İnsan kendini düşünmüyor, ahiretini de düşünmüyor. İsyan içinde, şüphe içinde, inkar içinde. Böyle olunca yapılan iyilikler bile fayda vermeyecektir.  

Peygamber (as) :  

            -Aklınızı başınıza toplayın. Bilin ki yarın Allah’ınıza kavuşacaksınız. Bugünkü her hareketinizden hesaba çekileceksiniz. diye bizi uyarmıştır. Bu gidişin geri dönüşü yok. Ömür sermayesini boş yere harcamak, akıllıca bir iş olmaz. Hayat sınırlı, ömür sayılı günlerden ibaret.

Dikkat edin; insan, yaşadığı hal üzere ölür, öldüğü hal üzere dirilir ve o hali ile muamele görür. Niyeti ne ise, ne iş yaparsa, neyi severse, kiminle olursa, sonuç ona göre olacaktır.

            Peygamber (as): “Kişi sevdiği ile beraberdir.” Buyurmuştur. Kendine zulmeden :

“Ellerini çırpıp keşke peygamberle birlikte yol tutsaydım” diyecek. “Eyvah yazıklar olsun keşke falanı dost edinmeseydim” diyecek (Furkan : 27-28)

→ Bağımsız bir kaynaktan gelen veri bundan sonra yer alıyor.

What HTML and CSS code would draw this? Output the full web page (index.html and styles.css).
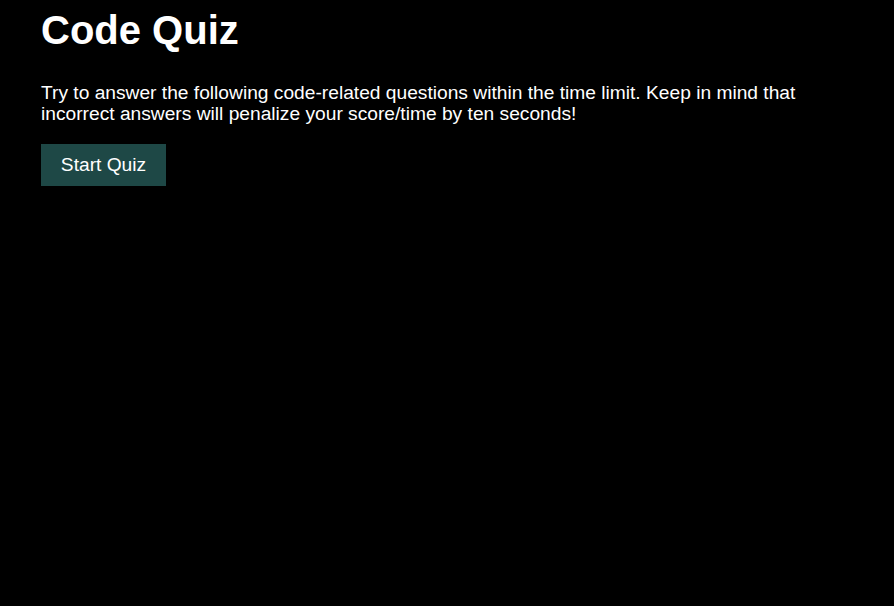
FILE: index.html
```html
<!DOCTYPE html>
<html>
<head>
<meta charset="utf-8">
<link rel="stylesheet" href="styles.css">
</head>
<body>
<main class="quiz">
  <h1 class="title">Code Quiz</h1>
  <p class="intro">Try to answer the following code-related questions within the time limit. Keep in mind that incorrect answers will penalize your score/time by ten seconds!</p>
  <button class="start">Start Quiz</button>
</main>
</body>
</html>
```
FILE: styles.css
```css
html, body {
  background: #000;
}
body {
  margin: 0;
  padding: 8px 41px;
  color: #fff;
  font-family: "Liberation Sans", Arial, sans-serif;
}
.quiz {
  width: 800px;
}
.title {
  font-size: 40px;
  font-weight: bold;
  margin: 0 0 29px;
}
.intro {
  font-size: 19.2px;
  line-height: 21px;
  margin: 0 0 20px;
}
.start {
  display: block;
  background: #1e4846;
  color: #fff;
  border: none;
  font-family: "Liberation Sans", Arial, sans-serif;
  font-size: 19.2px;
  padding: 0;
  width: 125px;
  height: 42px;
  cursor: pointer;
}
```
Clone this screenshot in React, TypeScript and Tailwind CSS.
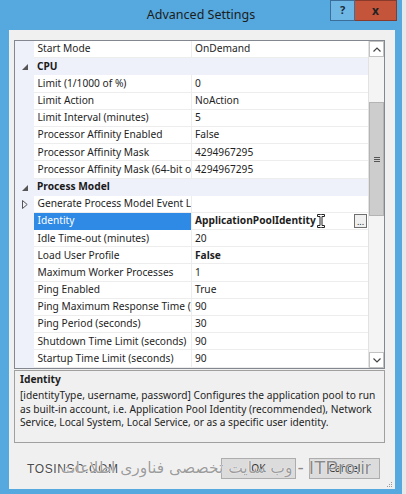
import React from "react";

type Row = {
  cat?: boolean;
  label: string;
  value?: string;
  bold?: boolean;
  sel?: boolean;
  expand?: boolean;
};

const rows: Row[] = [
  { label: "Start Mode", value: "OnDemand" },
  { cat: true, label: "CPU" },
  { label: "Limit (1/1000 of %)", value: "0" },
  { label: "Limit Action", value: "NoAction" },
  { label: "Limit Interval (minutes)", value: "5" },
  { label: "Processor Affinity Enabled", value: "False" },
  { label: "Processor Affinity Mask", value: "4294967295" },
  { label: "Processor Affinity Mask (64-bit option)", value: "4294967295" },
  { cat: true, label: "Process Model" },
  { label: "Generate Process Model Event Log Entry", value: "", expand: true },
  { label: "Identity", value: "ApplicationPoolIdentity", bold: true, sel: true },
  { label: "Idle Time-out (minutes)", value: "20" },
  { label: "Load User Profile", value: "False", bold: true },
  { label: "Maximum Worker Processes", value: "1" },
  { label: "Ping Enabled", value: "True" },
  { label: "Ping Maximum Response Time (seconds)", value: "90" },
  { label: "Ping Period (seconds)", value: "30" },
  { label: "Shutdown Time Limit (seconds)", value: "90" },
  { label: "Startup Time Limit (seconds)", value: "90" },
];

function IBeam() {
  return (
    <svg width="8" height="14" viewBox="0 0 8 14" className="ml-[1px] shrink-0">
      <path
        d="M0.5 0.5h3l0.5 0.5 0.5-0.5h3v2h-2.5v9h2.5v2h-3l-0.5-0.5-0.5 0.5h-3v-2h2.5v-9h-2.5z"
        fill="#fff"
        stroke="#222"
        strokeWidth="1"
      />
    </svg>
  );
}

function GridRow({ r }: { r: Row }) {
  if (r.cat) {
    return (
      <div className="flex h-[17.2px] items-center bg-[#eef0fa]">
        <div className="flex w-[19px] justify-center pt-[1px]">
          <svg width="6" height="6" viewBox="0 0 6 6">
            <polygon points="6,0 6,6 0,6" fill="#555" />
          </svg>
        </div>
        <span className="pl-[3px] font-bold text-[#1a1a1a]">{r.label}</span>
      </div>
    );
  }
  return (
    <div className="flex h-[17.2px]">
      <div className="flex w-[19px] items-center justify-center bg-[#eef0fa]">
        {r.expand && (
          <svg width="6" height="9" viewBox="0 0 6 9">
            <polygon points="0.5,0.5 5.2,4.5 0.5,8.5" fill="none" stroke="#555" />
          </svg>
        )}
      </div>
      <div
        className={
          r.sel
            ? "flex w-[157px] items-center overflow-hidden whitespace-nowrap border-b border-[#2f8ae6] bg-[#2f8ae6] pl-[3.5px] text-white"
            : "flex w-[157px] items-center overflow-hidden whitespace-nowrap border-b border-[#ededed] pl-[3.5px]"
        }
      >
        {r.label}
      </div>
      <div className="w-px bg-[#ededed]" />
      <div className="flex flex-1 items-center overflow-hidden whitespace-nowrap border-b border-[#ededed] pl-[3px]">
        <span className={r.bold ? "font-bold" : ""}>{r.value}</span>
        {r.sel && (
          <>
            <IBeam />
            <div className="ml-auto mr-[1px] flex h-[14px] w-[13px] items-end justify-center border border-[#6f6f6f] bg-[#f0f0f0] pb-[1px] text-[9px] leading-[8px]">
              ...
            </div>
          </>
        )}
      </div>
    </div>
  );
}

function ScrollBar() {
  return (
    <div className="flex w-[16px] flex-col border-l border-[#e2e2e2] bg-[#f4f4f4]">
      <div className="flex h-[16px] items-center justify-center border border-[#c2c2c2] bg-white">
        <svg width="8" height="5" viewBox="0 0 8 5">
          <polyline points="0.5,4.5 4,1 7.5,4.5" fill="none" stroke="#444" strokeWidth="1.2" />
        </svg>
      </div>
      <div className="h-[45px]" />
      <div className="flex h-[114px] items-center justify-center border border-[#b4b4b4] bg-[#cdcdcd]">
        <div className="flex w-[6px] flex-col gap-[1px]">
          <div className="h-px bg-[#555]" />
          <div className="h-px bg-[#555]" />
          <div className="h-px bg-[#555]" />
        </div>
      </div>
      <div className="flex-1" />
      <div className="flex h-[16px] items-center justify-center border border-[#c2c2c2] bg-white">
        <svg width="8" height="5" viewBox="0 0 8 5">
          <polyline points="0.5,0.5 4,4 7.5,0.5" fill="none" stroke="#444" strokeWidth="1.2" />
        </svg>
      </div>
    </div>
  );
}

export default function App() {
  return (
    <div className="flex h-[494px] w-[406px] overflow-hidden bg-[#e4e4e4] font-['Noto_Sans',sans-serif] text-[10.2px] text-[#1e1e1e]">
      <div className="flex w-[402px] flex-col bg-[#55a9de]">
        {/* caption */}
        <div className="relative flex h-[30px] items-center justify-center">
          <span className="text-[12.5px] text-[#1c1c1c]">Advanced Settings</span>
          <div className="absolute right-[5px] top-0 flex">
            <div className="flex h-[21px] w-[25px] items-center justify-center border border-[#3b6f99] bg-[#6fb8e6] text-[11px] font-bold text-[#1c2a38]">
              ?
            </div>
            <div className="flex h-[21px] w-[42px] items-center justify-center border border-[#8a3a2a] border-l-0 bg-[#c4553b] text-[12px] font-bold text-[#222]">
              x
            </div>
          </div>
        </div>

        {/* client area */}
        <div className="relative mb-[5px] ml-[9px] mr-[7px] flex flex-1 flex-col bg-[#f0f0f0] pl-[5px] pr-[10px] pt-[10px]">
          <div className="flex h-[329px] border border-[#828790] bg-white">
            <div className="flex flex-1 flex-col">
              {rows.map((r) => (
                <GridRow key={r.label} r={r} />
              ))}
            </div>
            <ScrollBar />
          </div>

          <div className="mt-[1px] flex h-[73px] flex-col border border-[#a0a0a0] pl-[5px] pt-[1px]">
            <div className="h-[14px] font-bold leading-[14px]">Identity</div>
            <div className="mt-[3px] whitespace-nowrap leading-[13.5px]">
              [identityType, username, password] Configures the application pool to run
              <br />
              as built-in account, i.e. Application Pool Identity (recommended), Network
              <br />
              Service, Local System, Local Service, or as a specific user identity.
            </div>
          </div>

          <div className="relative mt-[15px] flex h-[21px] justify-end gap-[13px] pr-[5px]">
            <button className="w-[75px] border border-[#adadad] bg-[#dcdcdc] text-[#333]">OK</button>
            <button className="w-[71px] border border-[#adadad] bg-[#dcdcdc] text-[#333]">Cancel</button>

            {/* watermark over the buttons */}
            <span className="pointer-events-none absolute left-[13px] top-[4px] whitespace-nowrap font-['Liberation_Sans',sans-serif] text-[12px] leading-[14px] tracking-[0.6px] text-[#4a4a4a] [text-shadow:0_0_1px_#fff,0_0_2px_#fff]">
              TOSINSO.COM
            </span>
            <div className="pointer-events-none absolute right-[14px] top-[-2px] flex h-[24px] items-center gap-[5px] whitespace-nowrap">
              <span
                dir="rtl"
                className="font-['DejaVu_Sans',sans-serif] text-[15.5px] leading-[20px] text-[#9c9c9c] [text-shadow:0_0_1px_#fff,0_0_1px_#fff]"
              >
                وب سایت تخصصی فناوری اطلاعات
              </span>
              <span className="font-['Liberation_Sans',sans-serif] text-[19px] leading-[20px] text-[#8a8a8a] [text-shadow:0_0_1px_#fff,0_0_1px_#fff]">
                -
              </span>
              <span className="font-['Liberation_Sans',sans-serif] text-[19px] leading-[20px] text-[#8a8a8a] [text-shadow:0_0_1px_#fff,0_0_1px_#fff]">
                ITPro.ir
              </span>
            </div>
          </div>

          <svg width="7" height="7" viewBox="0 0 7 7" className="absolute bottom-[1px] right-[2px]">
            <rect x="5" y="1" width="1" height="1" fill="#9a9a9a" />
            <rect x="3" y="3" width="1" height="1" fill="#9a9a9a" />
            <rect x="5" y="3" width="1" height="1" fill="#9a9a9a" />
            <rect x="1" y="5" width="1" height="1" fill="#9a9a9a" />
            <rect x="3" y="5" width="1" height="1" fill="#9a9a9a" />
            <rect x="5" y="5" width="1" height="1" fill="#9a9a9a" />
          </svg>
        </div>
      </div>
      <div className="flex-1 bg-[#e8e8e8]" />
    </div>
  );
}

            Biri hep: “Nerede çalgı, orada kaldı” dermiş ölürken parmaklarını kıtlata kıtlata ölmüş.

Biride ölürken “Tuğla getir, harç getir” demeğe başlamış, kelime-i şahadet getirenlere aldırış etmemiş. Orada bulunan yaşlı biri :

            -Bu ne yapar, nasıl yaşardı? Diye sormuş. Oradakiler :

            -Ezan okunurken işi bıraktırırdı demişler.

            O kişi ezan okumaya başlar. O sırada mühendis de kelime-i şahadet getirenlerle beraber kelime-i şahadet getirir ve o sırada can verir. Güzel yaşayan güzel ölür.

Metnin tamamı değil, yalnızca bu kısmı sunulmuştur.